The only way forward to understanding radicalization of Muslims as well as other religious and secular communities is to consider the "push" and "pull" factors that can impact a wide array of demographics. We should not be afraid to ask questions about the underlying political causes which can lead psychologically vulnerable or deranged individuals to resort to violence. Indeed, socio-psychological research has also suggested that the same individuals who are capable of pernicious suicidal behavior are also capable of extreme positive altruism if their motivations can be positively channeled. Research in Europe with non-Muslim "Right Wing extremists" has also revealed the potency of "parochial altruism" in determining the impact of propaganda that comes forth when threats are perceived.

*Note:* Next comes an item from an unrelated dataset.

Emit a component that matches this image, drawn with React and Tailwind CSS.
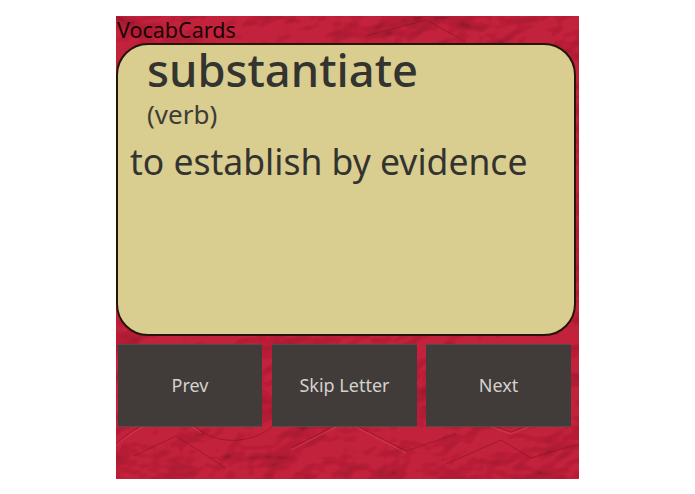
import React from "react";

const font = { fontFamily: '"Noto Sans", "Open Sans", sans-serif' };

function Paper() {
  return (
    <svg className="absolute inset-0 w-full h-full" viewBox="0 0 463 463" preserveAspectRatio="none" aria-hidden="true">
      <defs>
        <filter id="crumple" x="0" y="0" width="100%" height="100%">
          <feTurbulence type="fractalNoise" baseFrequency="0.013 0.018" numOctaves="4" seed="7" result="n" />
          <feDiffuseLighting in="n" surfaceScale="9" lightingColor="#ffffff" diffuseConstant="1.12" result="l">
            <feDistantLight azimuth="235" elevation="60" />
          </feDiffuseLighting>
          <feComposite in="l" in2="SourceGraphic" operator="arithmetic" k1="1" k2="0" k3="0" k4="0" />
        </filter>
      </defs>
      <rect width="463" height="463" fill="#c2203a" filter="url(#crumple)" />
      <g fill="none" stroke="#85121f" strokeWidth="1" opacity="0.55">
        <path d="M0 428 C30 400 60 395 85 415 C110 432 150 425 165 400" />
        <path d="M18 440 L60 420 L110 452" />
        <path d="M175 432 L230 404 L290 435 L340 418" />
        <path d="M330 448 L385 424 L415 442 L463 428" />
        <path d="M345 398 L395 416 L440 398" />
        <path d="M250 20 L310 4 L350 26" />
      </g>
      <g fill="none" stroke="#e0566a" strokeWidth="1" opacity="0.45">
        <path d="M0 430 C30 402 60 397 85 417" />
        <path d="M175 434 L230 406 L290 437" />
        <path d="M345 400 L395 418 L440 400" />
      </g>
    </svg>
  );
}

function Btn({ children, className }) {
  return (
    <button className={`h-[83px] bg-[#413c39] border-t border-t-[#524d4a] border-b border-b-[#524d4a] text-[#d4d2cf] text-[18px] flex items-center justify-center ${className}`}>
      {children}
    </button>
  );
}

export default function App() {
  return (
    <div className="w-[695px] h-[494px] bg-white overflow-hidden pt-4 pl-[116px]" style={font}>
      <div className="relative w-[463px] h-[463px] overflow-hidden">
        <Paper />
        <div className="relative flex flex-col">
          <div className="h-[27px] pl-px text-[21.5px] leading-[27px] text-[#1a0506] whitespace-nowrap">VocabCards</div>
          <div className="w-[460px] h-[293px] rounded-[32px] border-2 border-[#241509] bg-[#d9cd8f] text-[#33332f] flex flex-col">
            <div className="pl-[29px] text-[45.3px] leading-[50px] font-medium whitespace-nowrap">substantiate</div>
            <div className="pl-[29px] text-[26px] leading-[34px] mt-[2px] text-[#3d3c36]">(verb)</div>
            <div className="pl-3 text-[35.5px] leading-[46px] mt-[7px] whitespace-nowrap">to establish by evidence</div>
          </div>
          <div className="flex mt-[8px] ml-[2px] gap-[10px]">
            <Btn className="w-[144px]">Prev</Btn>
            <Btn className="w-[145px]">Skip Letter</Btn>
            <Btn className="w-[145px] ml-[-1px]">Next</Btn>
          </div>
        </div>
      </div>
    </div>
  );
}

At the end of the day Muslim experiences in America and Europe, as well as the resultant or pre-existing Islamophobia should be considered as part of a common human story. There may be some lessons on policy interventions to prevent radicalization that could be exchanged across the Atlantic or across the Pacific. However, let us not be tempted into complacence, nor be intimidated by adherents of one particular theory of radicalization.